Meanwhile, The San Francisco Public Library
May 16, 2011 5:03 AM   Subscribe

Wendy MacNaughton's Meanwhile Illustrated Documentary Series has so far covered San Francisco dog walkers, Farmers' Market Farmers, Mission Bar Tenders etc. This week she captures the essence of libraries in Meanwhile, The San Francisco Library
posted by honey-barbara (15 comments total) 22 users marked this as a favorite
These are so good! I love the library one.
posted by parmanparman at 5:43 AM on May 16, 2011 [1 favorite]

This is very good. Thank you.
posted by thebestsophist at 7:17 AM on May 16, 2011

These illustrations make me wish I was living in SF
posted by indigo4963 at 7:21 AM on May 16, 2011

These cheered me up like nobody's business - thank you.
posted by jaynewould at 7:32 AM on May 16, 2011

She really did capture public libraries' essence.

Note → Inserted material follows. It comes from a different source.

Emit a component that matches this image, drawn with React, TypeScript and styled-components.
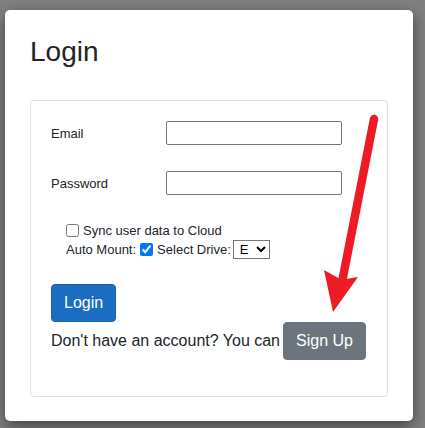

I can't tell if she worked in libraries or just listened really well the day she visited, but she managed to say exactly what librarians are trying to say right now--we're important, people depend on us, please don't cut our funding to a level where we can't help them--and for that alone, she deserves a medal.
posted by librarylis at 7:42 AM on May 16, 2011 [1 favorite]

There's something dreadful about a sequence about a library confusing it's and its. That said, while I've never been to the San Francisco library (perhaps a big oversight on my part), I think these drawing nicely encapsulate many big public libraries.
posted by hoyland at 8:07 AM on May 16, 2011

These are fantastic.
posted by Terminal Verbosity at 8:12 AM on May 16, 2011

I love these. Thank you. They capture the spirit of the city very well, especially the SFPL one. Her statement that "Nobody here is really from here" is true of most big cities, but SF in particular fits that bill so well. I felt incredibly lost the first time I moved there and then it took maybe a month tops before the city had sucked me in, and living there made me feel the way no other city had before or has since. There was a point when it stopped feeling welcoming and hospitable, about the point that it became too expensive to live there on any decent wage, and I left. And it's not really as much a city to be 40-something in as it is a city to be 20-something in. But it's still in many ways a magical place, or maybe just my nostalgic associations make it seem that way to me in retrospect.

The library illustrations were right on target and are a great counter to all of those people who think that public libraries are horrible because they're full of homeless people and immigrants. The reality is that the public library is one of the last places in the US where you can get a sense of what it once must have been like to feel part of a community -- where you bumped up against people that you would never meet otherwise and realized that the world is simultaneously a lot smaller and a lot bigger than you normally believe.

"I started coming here thirty years ago this June ..... I said I'd stay a year ..... I've been here ever since." How true.
posted by blucevalo at 9:02 AM on May 16, 2011 [2 favorites]

Wow - these are great! My favorite is the panel in the 'Dog Walkers' on that says, "They just want love." Very sweet.
posted by Pecinpah at 10:51 AM on May 16, 2011 [1 favorite]

No shit! Wendy did my fabulous Bowie-esque makeup for my senior prom!
posted by Graygorey at 3:37 PM on May 16, 2011

These are lovely, thanks for posting them!
posted by LobsterMitten at 6:50 PM on May 16, 2011

Nice, I really like the farmer's market one. Thanks!
posted by LoraT at 7:30 PM on May 16, 2011

Pics please, or it didn't happen Graygorey! (I bet it was brilliant - she has a lovely hand with her line work)
posted by honey-barbara at 1:05 AM on May 17, 2011

Love the SF library one. Thanks.
posted by mrgrimm at 10:46 AM on May 18, 2011

Her statement that "Nobody here is really from here" is true of most big cities, but SF in particular fits that bill so well. I felt incredibly lost the first time I moved there

As much as I like her art, speaking as a born & raised Bay Arean statements like this make me cranky. Believe it or not, there are plenty of us who were born here, grew up here, and still live here. How far back is it necessary to go before being considered to be "really from" a place? How is it that my husband, who's first-generation American on his father's side and second-generation on his mother's side, gets no skepticism when he self-identifies as "a New Yorker", but people who are second-, third-, fourth-generation Bay Areans by birth are all over the place and still people make this assertion that "nobody here is really from here"?

If you've lived in the Bay Area for more than a year and you don't know anybody who's "really from here" you need to expand your circle of acquaintances.